By Tim Lambert
Before the Industrial Revolution unemployment was much less of a problem than it is now. It existed of course but there was not mass unemployment. In an agricultural society, the economy was usually stable and it changed little from year to year.
However, from the 18th century, the British economy went into a cycle of booms and slumps (or recessions). With each recession, large numbers of people were thrown out of work.
The History of Unemployment in Britain
In Britain in the mid-19th century the economy boomed and unemployment was low. However, unemployment rose in the late 19th century. It is not certain how much of the workforce was unemployed at that time but it was a significant problem. There was also n employment when some men were not able to work a full week. On 13 November 1887, the unemployed held a mass demonstration in Trafalgar Square in London. Troops were sent in to clear the square and in the ensuing violence, one man died. The event became known as Bloody Sunday.
In 1911 the government passed an act establishing sickness benefits for workers. The act also provided unemployment benefits for workers in certain trades such as shipbuilding, where periods of unemployment were common. In 1920 unemployment was extended to most workers although it was not extended to agricultural workers until 1936.
In Britain during the 20th century as in other Industrial countries unemployment varied. In the years 1900-1914, the economy was stable and unemployment was quite low. However, during the 1920s, there was mass unemployment. For most of the decade, it hovered between 10% and 12%.
Then, in the early 1930s, the economy was struck by depression. In the 1920s traditional British industries like coal mining were already declining because of foreign competition. The economic downturn, of course, made things far worse. By the start of 1933 unemployment among insured workers was 22.8%. However, unemployment fell substantially in 1933, 1934, and 1935. By January 1936 it stood at 13.9%. Unemployment continued to fall and by 1938 it was around 10%.
However, in the late 1930s, the North of England remained depressed and unemployment in the region remained very high. Traditional industries such as textiles and coal mining were severely affected by the Depression. Yet in the Midlands and the South of England new industries brought some prosperity and unemployment was lower. New industries included making cars and aircraft and electronics.
During the 1920s and 1930s a series of ‘hunger marches’ were held from depression areas to London. The first was from Glasgow in 1922 but the most famous was the Jarrow march of 1936. Labour MP Ellen Wilkinson led 200 shipyard workers in a march from Jarrow to London. The hunger marches gained a great deal of publicity for the plight of the unemployed but they did not succeed in their aim of actually reducing unemployment.
The problem of high unemployment was only really solved by the Second World War, which started industry booming again. Unemployment remained very low in the late 1940s and the 1950s and 1960s were a long period of prosperity.

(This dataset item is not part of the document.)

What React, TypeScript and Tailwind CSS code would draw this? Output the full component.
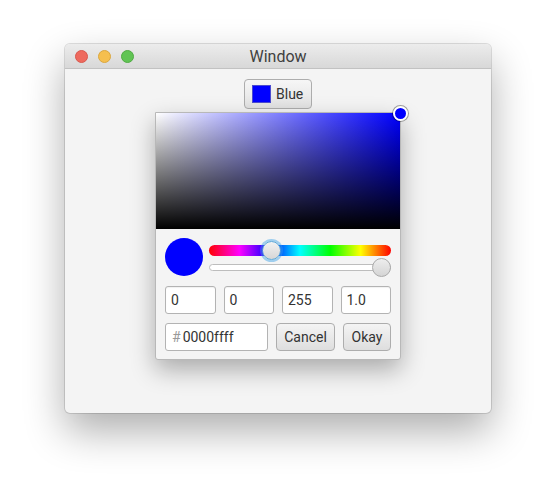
export default function App() {
  const fields = ["0", "0", "255", "1.0"];

  return (
    <div className="w-[557px] h-[500px] bg-white pt-[44px] pl-[65px] font-['Roboto',sans-serif]">
      <div className="w-[426px] h-[369px] rounded-[5px] bg-[#f4f4f4] flex flex-col shadow-[0_18px_40px_rgba(0,0,0,0.32),0_0_0_1px_rgba(0,0,0,0.12)]">
        {/* title bar */}
        <div className="relative h-[25px] rounded-t-[5px] bg-gradient-to-b from-[#ececec] to-[#d8d8d8] border-b border-[#c2c2c2] flex items-center justify-center">
          <div className="absolute left-[10px] top-[6px] flex gap-[10px]">
            <span className="w-[13px] h-[13px] rounded-full bg-[#ee6a5e] border border-[#d9584d]" />
            <span className="w-[13px] h-[13px] rounded-full bg-[#f5bf4f] border border-[#dba73e]" />
            <span className="w-[13px] h-[13px] rounded-full bg-[#61c454] border border-[#50ab43]" />
          </div>
          <span className="text-[16px] text-[#404040] leading-none pt-[2px]">Window</span>
        </div>

        {/* content */}
        <div className="flex flex-col items-center pt-[10px]">
          <button className="w-[68px] h-[30px] rounded-[4px] border border-[#adadad] bg-gradient-to-b from-[#f6f6f6] to-[#e2e2e2] flex items-center gap-[5px] pl-[7px]">
            <span className="w-[19px] h-[18px] bg-[#0000ff] border border-[#4b4bd0]" />
            <span className="text-[14px] text-[#333]">Blue</span>
          </button>

          <div className="mt-[3px] w-[246px] h-[248px] bg-[#f4f4f4] border border-[#b8b8b8] rounded-b-[3px] shadow-[0_10px_24px_rgba(0,0,0,0.3)] flex flex-col">
            {/* saturation / value area */}
            <div className="relative h-[116px] bg-[linear-gradient(to_top,#000,transparent),linear-gradient(to_right,#fff,#0000ff)]">
              <span className="absolute -right-[8px] -top-[7px] w-[15px] h-[15px] rounded-full bg-[#0000ff] border-2 border-white shadow-[0_0_0_1px_rgba(0,0,0,0.35)]" />
            </div>

            <div className="flex flex-col gap-[9px] px-[9px] pt-[9px]">
              <div className="flex items-center gap-[6px]">
                <span className="w-[38px] h-[38px] rounded-full bg-[#0000ff] shrink-0" />
                <div className="flex-1 flex flex-col gap-[8px] pt-[1px]">
                  <div className="relative h-[11px] rounded-full bg-[linear-gradient(to_right,#ff0000,#ff00ff_16.7%,#0000ff_33.3%,#00ffff_50%,#00ff00_66.7%,#ffff00_83.3%,#ff0000)]">
                    <span className="absolute left-[53px] -top-[4px] w-[19px] h-[19px] rounded-full bg-gradient-to-b from-[#f2f2f2] to-[#d6d6d6] border border-[#5aa7d8] shadow-[0_0_0_2px_rgba(56,160,230,0.45)]" />
                  </div>
                  <div className="relative h-[7px] rounded-full bg-white border border-[#bdbdbd]">
                    <span className="absolute -right-[1px] -top-[7px] w-[19px] h-[19px] rounded-full bg-gradient-to-b from-[#eeeeee] to-[#d4d4d4] border border-[#a9a9a9]" />
                  </div>
                </div>
              </div>

              <div className="grid grid-cols-4 gap-[8px] mt-[1px]">
                {fields.map((f, i) => (
                  <div key={i} className="h-[28px] rounded-[3px] bg-white border border-[#b3b3b3] flex items-center px-[5px] text-[14px] text-[#333] shadow-[inset_0_1px_1px_rgba(0,0,0,0.06)]">
                    {f}
                  </div>
                ))}
              </div>

              <div className="flex items-center">
                <div className="w-[103px] h-[28px] rounded-[3px] bg-white border border-[#b3b3b3] flex items-center px-[6px] text-[14px] text-[#333]">
                  <span className="text-[#999] mr-[2px]">#</span>0000ffff
                </div>
                <button className="ml-[8px] w-[59px] h-[28px] rounded-[4px] border border-[#adadad] bg-gradient-to-b from-[#f4f4f4] to-[#dedede] text-[14px] text-[#333] flex items-center justify-center">
                  Cancel
                </button>
                <button className="ml-[8px] w-[48px] h-[28px] rounded-[4px] border border-[#adadad] bg-gradient-to-b from-[#f4f4f4] to-[#dedede] text-[14px] text-[#333] flex items-center justify-center">
                  Okay
                </button>
              </div>
            </div>
          </div>
        </div>
      </div>
    </div>
  );
}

However, this ended in the mid-1970s. In 1973 there was still full employment in Britain (it stood at 3%). However, shortly afterward a period of high inflation and high unemployment began. In the late 1970s unemployment stood at around 5.5%.
In the years 1980-1982 Britain was gripped by recession and unemployment grew much worse. It reached a peak in 1986 then it fell to 1990. Unfortunately, another recession began in 1990 and unemployment rose again. However, unemployment began to fall again in 1993 and it continued to fall till the end of the century. Unfortunately, unemployment rose again with the recession of 2009.
In September 2012 the unemployment rate in the UK was 7.9%. By January 2019 it fell to 3.9%.
The History of Unemployment in The USA and Canada
In the USA unemployment was also very high during the 1930s. From mid-September, prices fell. On 24 October 1929, known as Black Thursday, panic selling began on Wall Street and prices fell catastrophically, an event known as the Wall Street Crash. Business confidence disappeared, banks failed and industry slumped. By 1932 industrial production in the USA had fallen by half and exports fell to one-third of their 1929 level. Unemployment went through the roof.
By 1932 about one-quarter of the workforce was unemployed. When people lost their jobs they could no longer buy goods and demand fell so n people lost their jobs. There had been economic slumps in America before but his one was more severe than anything previously experienced. It was known as the Depression.
President Hoover did try and help. He persuaded employers to maintain wages at their present levels. He also increased spending on roads, bridges, and public buildings. However, Hoover refused to introduce federal unemployment relief. He believed in what he called ‘Rugged individualism’. He believed too much state help would make people dependent.
For the unemployed life during the depression was very harsh. Many were reduced to attending soup kitchens run by charities. (The soup was sometimes called ‘Hoover stew’. Destitute people lived in shantytowns they called Hoovervilles. Hoover became deeply unpopular and in 1932 Franklin Delano Roosevelt was elected President.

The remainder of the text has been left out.